There is a tons of fun to be had with the many rides to choose from. There is the huge ferris wheel which could already be seen from afar while the fair was still under construction. This „Big Wheel“ with its open and rotating gondolas is the tallest of its kind worldwide and has been the landmark of „Pützchens Markt“ for many years now.
There is also a traditional merry-go-round…
…and some fierce „jungle fun".
Time for a break to enjoy some German sausage treats…
…or some burnt-sugar almonds (my personal recipe for this traditional fairground treat will follow below).
…or some sweet pancakes with various topping including, of course, that well-known chocolate-hazelnut spread from Italy.
While riding the merry-go-round, you could take a good look at, and certainly smell, the „Reibekuchenhütte“ where the staff was busy continuously frying those traditional potato pancakes that people love to eat with apple compote.
More fun rides and absolutely incredible blue skies...
…colorful balloons (guess which one the girls wanted to take home)...
…the weather held up beautifully….
…which in turn attracted even more visitors to the fair.
A rollercoaster with an observation deck.
Time for another break and maybe some colorful lemonade with ornages, limes, cherries and other fruits
Oh those spinning rides…
…guess someone got hungry and took a bite out of this surfboard.
Our girls certainly enjoyed themselves…
...and loved this huge slide…
…and could not get enough of these rides.
My absolute favorite - sweet, delicious, colorful, decorated gingerbread hearts.
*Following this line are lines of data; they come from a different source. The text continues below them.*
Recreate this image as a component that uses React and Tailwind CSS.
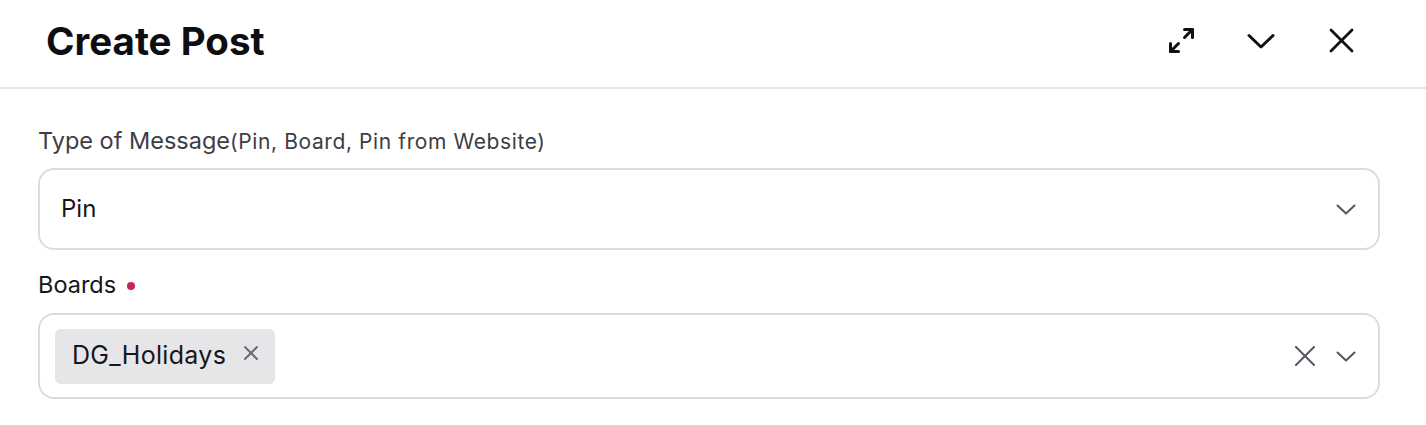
function ExpandIcon() {
  return (
    <svg width="27" height="27" viewBox="0 0 27 27" fill="none" stroke="#111114" strokeWidth="3" strokeLinecap="round" strokeLinejoin="round">
      <path d="M16.5 2.5h8v8" />
      <path d="M24.5 2.5l-8 8" />
      <path d="M2.5 24.5l8-8" />
      <path d="M2.5 16.5v8h8" />
    </svg>
  );
}

function HeaderChevron() {
  return (
    <svg width="28" height="16" viewBox="0 0 28 16" fill="none" stroke="#111114" strokeWidth="3" strokeLinecap="round" strokeLinejoin="round">
      <path d="M2 2.5l12 11.5 12-11.5" />
    </svg>
  );
}

function HeaderClose() {
  return (
    <svg width="25" height="25" viewBox="0 0 25 25" fill="none" stroke="#111114" strokeWidth="2.8" strokeLinecap="round">
      <path d="M2 2l21 21" />
      <path d="M23 2L2 23" />
    </svg>
  );
}

function SmallChevron() {
  return (
    <svg width="20" height="11" viewBox="0 0 20 11" fill="none" stroke="#55555f" strokeWidth="2" strokeLinecap="round" strokeLinejoin="round">
      <path d="M1.5 1.5l8.5 8 8.5-8" />
    </svg>
  );
}

function ClearIcon() {
  return (
    <svg width="20" height="20" viewBox="0 0 20 20" fill="none" stroke="#55555f" strokeWidth="2" strokeLinecap="round">
      <path d="M1 1l18 18" />
      <path d="M19 1L1 19" />
    </svg>
  );
}

function ChipClose() {
  return (
    <svg width="14" height="14" viewBox="0 0 14 14" fill="none" stroke="#6b6b75" strokeWidth="2" strokeLinecap="round">
      <path d="M1 1l12 12" />
      <path d="M13 1L1 13" />
    </svg>
  );
}

export default function App() {
  return (
    <div className="w-[1426px] h-[425px] bg-white text-[#16161a]" style={{ fontFamily: "Inter, 'Noto Sans', sans-serif" }}>
      {/* Header */}
      <div className="flex h-[89px] items-center justify-between border-b-2 border-[#e5e5e7] pl-[46px] pr-[65px]">
        <h1 className="pb-[4px] text-[38.5px] font-bold text-[#0e0e12]">Create Post</h1>
        <div className="flex items-center gap-[40px] pb-[6px]">
          <button className="flex h-[40px] w-[40px] items-center justify-center">
            <ExpandIcon />
          </button>
          <button className="flex h-[40px] w-[40px] items-center justify-center">
            <HeaderChevron />
          </button>
          <button className="flex h-[40px] w-[40px] items-center justify-center">
            <HeaderClose />
          </button>
        </div>
      </div>

      {/* Form */}
      <div className="pl-[38px] pr-[46px] pt-[37px]">
        <label className="block text-[23.5px] leading-[30px] text-[#3d3d45]">
          Type of Message<span className="text-[21px] tracking-[0.6px]">(Pin, Board, Pin from Website)</span>
        </label>
        <div className="mt-[11px] flex h-[82px] items-center justify-between rounded-[16px] border-2 border-[#dcdcde] pl-[21px] pr-[22px]">
          <span className="text-[24px] text-[#16161a]">Pin</span>
          <SmallChevron />
        </div>

        <label className="mt-[20px] flex items-center gap-[11px] text-[23.5px] leading-[30px] text-[#16161a]">
          Boards
          <span className="mt-[2px] h-[8px] w-[8px] rounded-full bg-[#c2255c]" />
        </label>
        <div className="mt-[13px] flex h-[86px] items-center justify-between rounded-[16px] border-2 border-[#dcdcde] pl-[15px] pr-[22px]">
          <div className="flex h-[55px] items-center gap-[18px] rounded-[6px] bg-[#e6e6e9] pl-[17px] pr-[17px]">
            <span className="text-[25px] tracking-[0.3px] text-[#16161a]">DG_Holidays</span>
            <span className="mb-[6px]">
              <ChipClose />
            </span>
          </div>
          <div className="flex items-center gap-[21px]">
            <ClearIcon />
            <SmallChevron />
          </div>
        </div>
      </div>
    </div>
  );
}
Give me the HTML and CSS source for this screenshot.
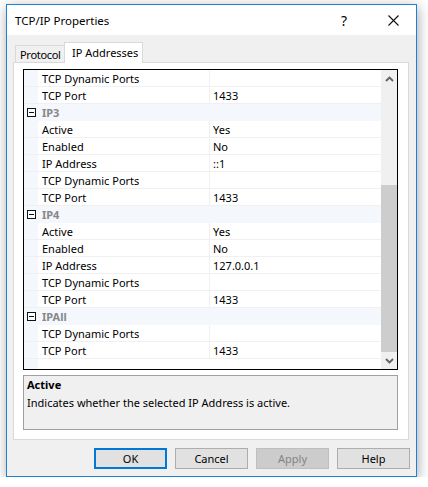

And I got this personalized Kitchen Lioness Gingerbread Heart from my Schatzi – love it!!!
Traditionally the fair is opened by the mayor, broaching the first keg of beer on Friday. The end of the fair is marked by grand fireworks around ten o´clock on Tuesday night. Admission to the fair is always free, however you will pay for all rides etc. on an individual basis.
Ingredients for the Almonds
- 1 fresh vanilla bean or 3 tsps. pure (homemade) vanilla sugar
- 200 grams white sugar
- a good pinch of fine sea salt
- 125 ml water
- 1 tbsp. ground cinnamon
- 200 grams natural almonds
Special Equipment needed
- a heavy-duty/cast-iron pot NOT a non-stick pan.
- a sturdy wooden spoon
- a baking sheet lined with parchment paper
Preparation of the Almonds
- To make the vanilla sugar, scrape the seeds from the vanilla bean and add it to the sugar. Mix well. (Instead of discarding the scraped vanilla bean, you can always place it in sugar jar with tight-fitting lid to flavor your sugar.) OR: Use 3 tsps. store-bought, qood-quality, pure vanilla sugar
- Add the sugar, salt, water and cinnamon into the heavy saucepan and set it over medium heat. Stir to mix, then bring it to a boil before adding the almonds.
- Add the almonds to the pan. With the wooden spoon, stir over high heat, to boil the water away.
- The sugar will dry out after a few minutes and the almonds will take on a grey-brown tinge. Keep stirring, so that the almonds do not burn on the bottom of the pan.
- Reduce the heat to medium, to keep the sugar from browning too fast and burning. At this stage, the sugar heats up and starts to melt again. It is already brown from the cinnamon, so it is hard to see the color change. Just keep stirring, so that the almonds become evenly browned and about half of the sugar is melted and gives the almonds a shiny coat. They will stick together but you will separate them later. When they are shiny, but not burnt, remove the pan from heat.
- Place the almonds on the prepared parchment lined baking sheet and using two spoons, separate the almonds if they stick together tooo much. Either let them cool completely or serve them while stillwarm. NOTE: the Fairground Burnt Sugar Almonds will keep best if kept in a tin or glass jar in a dry, cool place.